Compiling Beta Reader Revision Notes

If you’ve ever had more than one beta reader reviewing your manuscript at a time, you’ve probably amassed a fair amount of feedback in chapter notes, line-by-line comments, questionnaires, and/or written summaries.

Compiling all this feedback into an organized document that actually helps you tackle story revisions can be challenging. Fortunately, there are a few ways you can make the process easier on yourself.

Divide your story into quarters

If you follow a beat sheet or three-act structure, tackling your revisions section by section is a good way to break things up. I follow three-act structure, so I break my story into quarters: Act I, Act II A, Act II B, and Act III.

Create a revision document

Next, I start a document where I’ll compile all the notes from my readers. I’ll create headings for each quarter so I can use the navigation pane to quickly jump around in the document later as it grows.

Under each quarter heading, I insert a bulleted list for my revision notes. Big-picture notes (which don’t apply to any specific chapter) go at the top. I organize the remainder of that quarter’s notes chapter by chapter, in order.

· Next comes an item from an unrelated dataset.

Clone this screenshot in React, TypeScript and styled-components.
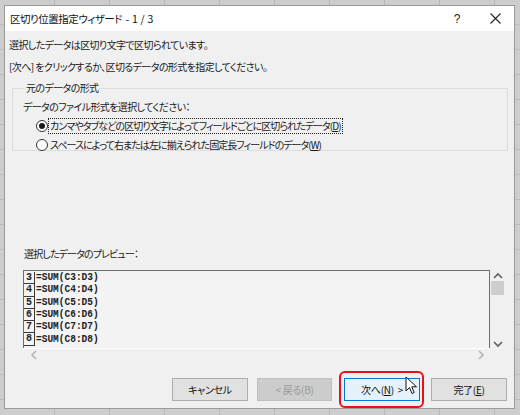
import React from 'react';
import styled, { createGlobalStyle, css } from 'styled-components';

const GlobalStyle = createGlobalStyle`
  html, body {
    margin: 0;
    padding: 0;
    background: #cfcfcf;
  }
  * {
    box-sizing: border-box;
  }
`;

const uiFont = `"Noto Sans CJK JP", "Noto Sans", sans-serif`;

const Desktop = styled.div`
  width: 520px;
  height: 415px;
  padding: 5px 5px 6px 4px;
  background-color: #cdcdcd;
  background-image:
    repeating-linear-gradient(to right, transparent 0 54px, #b8b8b8 54px 55px),
    repeating-linear-gradient(to bottom, transparent 0 24px, #bcbcbc 24px 25px);
  overflow: hidden;
`;

const Window = styled.div`
  width: 511px;
  height: 404px;
  display: flex;
  flex-direction: column;
  background: #f0f0f0;
  border: 1px solid #9a9a9a;
  font-family: ${uiFont};
  font-feature-settings: "palt";
  font-size: 10px;
  letter-spacing: -0.6px;
  color: #1a1a1a;
`;

const TitleBar = styled.div`
  height: 25px;
  flex: none;
  display: flex;
  align-items: center;
  background: #ffffff;
  padding-left: 5px;
`;

const Title = styled.div`
  flex: 1;
  font-size: 10.5px;
  letter-spacing: -0.5px;
  word-spacing: 1.5px;
  color: #111;
`;

const TitleButton = styled.div`
  width: 38px;
  height: 25px;
  display: flex;
  align-items: center;
  justify-content: center;
  font-family: "Liberation Sans", sans-serif;
  font-size: 12px;
  letter-spacing: 0;
  color: #222;
`;

const Body = styled.div`
  flex: 1;
  display: flex;
  flex-direction: column;
  padding: 5px 6px 0 4px;
  position: relative;
`;

const Message = styled.div<{ $gap?: number }>`
  line-height: 16px;
  margin-top: ${(p) => p.$gap ?? 0}px;
  white-space: nowrap;
`;

const GroupBox = styled.fieldset`
  margin: 6px 0 0 3px;
  padding: 1px 0 0 10px;
  height: 70px;
  border: 1px solid #dcdcdc;
  border-radius: 0;
  min-width: 0;
`;

const Legend = styled.legend`
  padding: 0 1px;
  margin-left: 2px;
  line-height: 14px;
`;

const Prompt = styled.div`
  line-height: 16px;
  margin-top: 3px;
`;

const RadioRow = styled.div`
  display: flex;
  align-items: center;
  margin-left: 13px;
  margin-top: 3px;
  height: 16px;
`;

const RadioCircle = styled.span<{ $checked?: boolean }>`
  width: 12px;
  height: 12px;
  border-radius: 50%;
  border: 1px solid #333;
  background: #fff;
  display: flex;
  align-items: center;
  justify-content: center;
  flex: none;
  &::after {
    content: '';
    width: 6px;
    height: 6px;
    border-radius: 50%;
    background: ${(p) => (p.$checked ? '#1a1a1a' : 'transparent')};
  }
`;

const RadioLabel = styled.span<{ $focused?: boolean }>`
  padding: 0 1px;
  line-height: 14px;
  letter-spacing: -0.95px;
  white-space: nowrap;
  border: 1px dotted ${(p) => (p.$focused ? '#222' : 'transparent')};
`;

const Key = styled.span`
  text-decoration: underline;
`;

const PreviewLabel = styled.div`
  margin: 95px 0 0 15px;
  line-height: 16px;
  letter-spacing: -0.85px;
`;

const Preview = styled.div`
  margin: 8px 0 0 14px;
  width: 482px;
  display: grid;
  grid-template-columns: 1fr 15px;
  grid-template-rows: 78px 13px;
`;

const ListArea = styled.div`
  border: 1px solid #6d6d6d;
  border-bottom: none;
  background: #f3f3f3;
  overflow: hidden;
  padding-top: 1px;
`;

const DataRow = styled.div`
  display: flex;
  height: 12.3px;
  align-items: center;
`;

const RowNo = styled.span`
  width: 11px;
  height: 12.3px;
  border-right: 1px solid #3a3a3a;
  border-bottom: 1px solid #3a3a3a;
  font-family: "Liberation Mono", monospace;
  font-size: 10px;
  font-weight: bold;
  letter-spacing: 0;
  line-height: 12px;
  text-align: center;
  color: #222;
`;

const Formula = styled.span`
  padding-left: 1px;
  font-family: "Liberation Mono", monospace;
  font-size: 9.5px;
  font-weight: bold;
  letter-spacing: 0;
  line-height: 12px;
  color: #222;
  transform: scaleY(1.1);
`;

const VScroll = styled.div`
  display: flex;
  flex-direction: column;
  align-items: center;
  background: #f0f0f0;
  padding-top: 2px;
`;

const Thumb = styled.div`
  width: 13px;
  height: 14px;
  background: #cdcdcd;
  margin-top: 1px;
  flex: none;
`;

const Spacer = styled.div`
  flex: 1;
`;

const HScroll = styled.div`
  display: flex;
  justify-content: space-between;
  align-items: center;
  padding: 0 5px 0 7px;
  background: #f0f0f0;
  border-top: 1px solid #fff;
`;

const Corner = styled.div`
  background: #f0f0f0;
`;

const ButtonRow = styled.div`
  display: flex;
  justify-content: flex-end;
  align-items: center;
  gap: 9px;
  margin-top: 17px;
  padding-right: 1px;
`;

const Button = styled.div<{ $variant?: 'default' | 'disabled' | 'focus' }>`
  position: relative;
  width: 76px;
  height: 23px;
  display: flex;
  align-items: center;
  justify-content: center;
  font-size: 10px;
  letter-spacing: -0.3px;
  border: 1px solid #adadad;
  background: #e1e1e1;
  color: #111;
  ${(p) =>
    p.$variant === 'disabled' &&
    css`
      background: #cccccc;
      border-color: #bfbfbf;
      color: #9a9a9a;
      width: 75px;
    `}
  ${(p) =>
    p.$variant === 'focus' &&
    css`
      background: #e5f1fb;
      border-color: #0078d7;
      margin: 0 2px 0 3px;
      &::after {
        content: '';
        position: absolute;
        top: -8px;
        bottom: -8px;
        left: -6px;
        right: -5px;
        border: 2.5px solid #e8101b;
        border-radius: 6px;
      }
    `}
`;

const Pointer = styled.svg`
  position: absolute;
  left: 400px;
  top: 345px;
`;

const Chevron: React.FC<{ dir: 'up' | 'down' | 'left' | 'right'; color?: string }> = ({ dir, color = '#606060' }) => {
  const paths: Record<string, string> = {
    up: 'M1 6 L5 2 L9 6',
    down: 'M1 2 L5 6 L9 2',
    left: 'M6 1 L2 5 L6 9',
    right: 'M2 1 L6 5 L2 9',
  };
  const vertical = dir === 'up' || dir === 'down';
  return (
    <svg width={vertical ? 10 : 8} height={vertical ? 8 : 10} viewBox={vertical ? '0 0 10 8' : '0 0 8 10'}>
      <path d={paths[dir]} fill="none" stroke={color} strokeWidth="1.6" />
    </svg>
  );
};

const rows = [3, 4, 5, 6, 7, 8];

const App: React.FC = () => {
  return (
    <>
      <GlobalStyle />
      <Desktop>
        <Window>
          <TitleBar>
            <Title>区切り位置指定ウィザード - 1 / 3</Title>
            <TitleButton>?</TitleButton>
            <TitleButton>
              <svg width="11" height="11" viewBox="0 0 11 11">
                <path d="M0.5 0.5 L10.5 10.5 M10.5 0.5 L0.5 10.5" stroke="#222" strokeWidth="1.1" />
              </svg>
            </TitleButton>
          </TitleBar>
          <Body>
            <Message $gap={1}>選択したデータは区切り文字で区切られています。</Message>
            <Message $gap={6}>[次へ] をクリックするか、区切るデータの形式を指定してください。</Message>

            <GroupBox>
              <Legend>元のデータの形式</Legend>
              <Prompt>データのファイル形式を選択してください：</Prompt>
              <RadioRow>
                <RadioCircle $checked />
                <RadioLabel $focused>
                  カンマやタブなどの区切り文字によってフィールドごとに区切られたデータ(<Key>D</Key>)
                </RadioLabel>
              </RadioRow>
              <RadioRow>
                <RadioCircle />
                <RadioLabel>
                  スペースによって右または左に揃えられた固定長フィールドのデータ(<Key>W</Key>)
                </RadioLabel>
              </RadioRow>
            </GroupBox>

            <PreviewLabel>選択したデータのプレビュー：</PreviewLabel>
            <Preview>
              <ListArea>
                {rows.map((n) => (
                  <DataRow key={n}>
                    <RowNo>{n}</RowNo>
                    <Formula>{`=SUM(C${n}:D${n})`}</Formula>
                  </DataRow>
                ))}
              </ListArea>
              <VScroll>
                <Chevron dir="up" />
                <Thumb />
                <Spacer />
                <Chevron dir="down" />
              </VScroll>
              <HScroll>
                <Chevron dir="left" color="#b5b5b5" />
                <Chevron dir="right" color="#b5b5b5" />
              </HScroll>
              <Corner />
            </Preview>

            <ButtonRow>
              <Button>キャンセル</Button>
              <Button $variant="disabled">&lt; 戻る(B)</Button>
              <Button $variant="focus">
                次へ(<Key>N</Key>)&nbsp;&nbsp;&gt;
              </Button>
              <Button>
                完了(<Key>E</Key>)
              </Button>
            </ButtonRow>

            <Pointer width="14" height="20" viewBox="0 0 14 20">
              <path
                d="M1 1 L1 15 L4.5 11.5 L7 17.5 L9.2 16.5 L6.8 10.8 L11.5 10.8 Z"
                fill="#fff"
                stroke="#111"
                strokeWidth="1"
                strokeLinejoin="round"
              />
            </Pointer>
          </Body>
        </Window>
      </Desktop>
    </>
  );
};

export default App;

Here’s a rough example of what that might look like:


  • OVERALL: Make sure to consistently capitalize the name of the moon throughout the first quarter
  • OVERALL: Find places to add hints of the antagonist before she shows up in ACT II A
  • CH 1: Fix the opening line
  • CH 2: Make MC’s motivations clearer in the second scene

    • Beta 1: “I was confused by her actions here”
    • Beta 3: “MC’s emotions were distant so it was tough to relate to her choices”
  • CH 2: End on a stronger note
  • CH 2-5: Find places to add additional worldbuilding that was cut from Ch1
  • CH 3: Stagger character introductions and make each more memorable

    • Beta 2: “I had a hard time remembering all these names!”
  • etc…

Analyze and interpret feedback

As you go through everyone’s feedback, you’ll inevitably find critiques relating to something that needs to be fixed earlier in the story. For example, if foreshadowing was lacking for a character’s betrayal in Ch 27, maybe you need to make adjustments to character development in Ch 8 and Ch 19. You should then add notes under Ch 8 and Ch 19 in your document — not Ch 27.

When I know a precise chapter or range of chapters for a revision, I’ll use a CH # marker. Otherwise, I’ll put a note at the top of the relevant quarter with an OVERALL marker.

If some feedback applies to the entire story — say, a note to use less passive voice — you can put that right at the very top of your document.

Phrasing can be important

Sometimes the way a beta reader phrased their feedback matters. In this case, I add a bullet describing the problem and the corresponding solution, and then beneath I add a note with the beta reader’s name about what they said.

This can be helpful because you won’t have to go back through everyone’s feedback later when you’re scratching your head wondering who thought your protagonist’s motivations came through as unclear in Ch 2, and why.

Decide on solutions ahead of time… or don’t

Whenever possible, I like to use actionable bullets on how to fix problems identified by my beta readers.

Sometimes you might not have an obvious fix in mind, but you’ll know the fix won’t change anything outside a specific chapter, so it’s not going to impact your revisions elsewhere. In that case, I think it’s usually safe to work out a solution later when you’re actively revising.

The type of writer you are will probably influence how you approach your document. Planners will likely want to be prescriptive with solutions, whereas pantsers might prefer to list the problems and then fix them on the fly as they’re revising.

Using your revision document

Once I’ve compiled everyone’s feedback, I finally start revising. I begin at Ch 1 and work down through my notes chapter by chapter.

I use a strikethrough to cross off completed revisions. If I change my mind about whether a revision needs to be made, I will change the font colour of that bullet to light grey and skip it.

I like to use a yellow highlight for the current set of revisions I’m focusing on so I can find my place easier the next day, especially for larger tasks.

At the start of each session, I review the OVERALL notes for the quarter I’m working on. Often I’ll spot a good opportunity to address some of those OVERALL notes while solving a smaller and simpler problem, at which point I can cross it off.

Add in some positive feedback, too!

Do you have betas that complimented various aspects of your book? Make sure to take some notes of those too, to keep you motivated as you’re revising — and to make sure you don’t accidentally cut any of the good stuff!